How to understand the role of BOM (bill of materials) in the entire production management?

The bill of materials (BOM) functions as the definitive source of truth for what constitutes a product, serving as the foundational data structure that integrates and informs every subsequent stage of production management. It is far more than a simple parts list; it is a hierarchical, multi-level document that precisely defines the parent-child relationships between finished goods, sub-assemblies, and individual components, including raw materials. This granularity is critical because it translates a design into a manufacturing roadmap, specifying not only what is needed but also how items are related and assembled. Consequently, the accuracy and completeness of the BOM directly dictate the feasibility of procurement, the efficiency of production scheduling, and the ultimate quality of the final output. An error or ambiguity in the BOM propagates through the entire operation, causing procurement of wrong parts, production line stoppages, and costly rework.

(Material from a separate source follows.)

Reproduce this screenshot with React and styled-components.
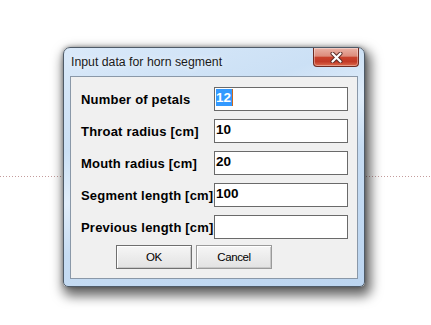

Operationally, the BOM’s primary role is to enable material requirement planning (MRP) and drive synchronization across departments. The engineering BOM (eBOM), created during design, must be meticulously transformed into a manufacturing BOM (mBOM), which reflects the actual assembly process and includes items like consumables, adhesives, and packaging. This mBOM becomes the central input for MRP systems, which explode its levels to calculate net requirements for every component, triggering purchase orders and work orders with precise timing. This process directly governs inventory management, determining optimal stock levels for raw materials and work-in-progress to avoid both shortages and excess capital tied up in idle inventory. Furthermore, the BOM provides the cost-accounting foundation; by associating each item with a current cost, it allows for accurate product costing, margin analysis, and identification of cost drivers for value engineering initiatives.

The strategic implications of BOM management extend beyond the factory floor into supply chain resilience, compliance, and product lifecycle management. In today’s complex, global supply chains, a detailed BOM is essential for supply chain mapping and risk assessment, allowing managers to identify single-source components or geopolitically vulnerable materials and develop mitigation strategies. It is also a vital document for regulatory compliance and sustainability reporting, as it must accurately list materials subject to restrictions (e.g., REACH, RoHS) and enable calculations of a product’s environmental footprint. Moreover, as the core product record, the BOM is indispensable for managing change orders, product variants, and end-of-life transitions. A robust, digitally managed BOM within a Product Lifecycle Management (PLM) or advanced ERP system ensures that any engineering change is immediately evaluated for its impact on procurement, inventory, and production schedules, maintaining data integrity across the product's entire lifespan.

Therefore, viewing the BOM merely as a static list profoundly underestimates its function. It is best understood as the dynamic central nervous system of production management, a live data model that connects engineering design to physical execution. Its integrity dictates operational efficiency, its data enables strategic sourcing and costing, and its management is pivotal for agility and compliance in modern manufacturing. The effectiveness of the entire production system is contingent upon the discipline and technology applied to BOM creation, maintenance, and integration across the enterprise.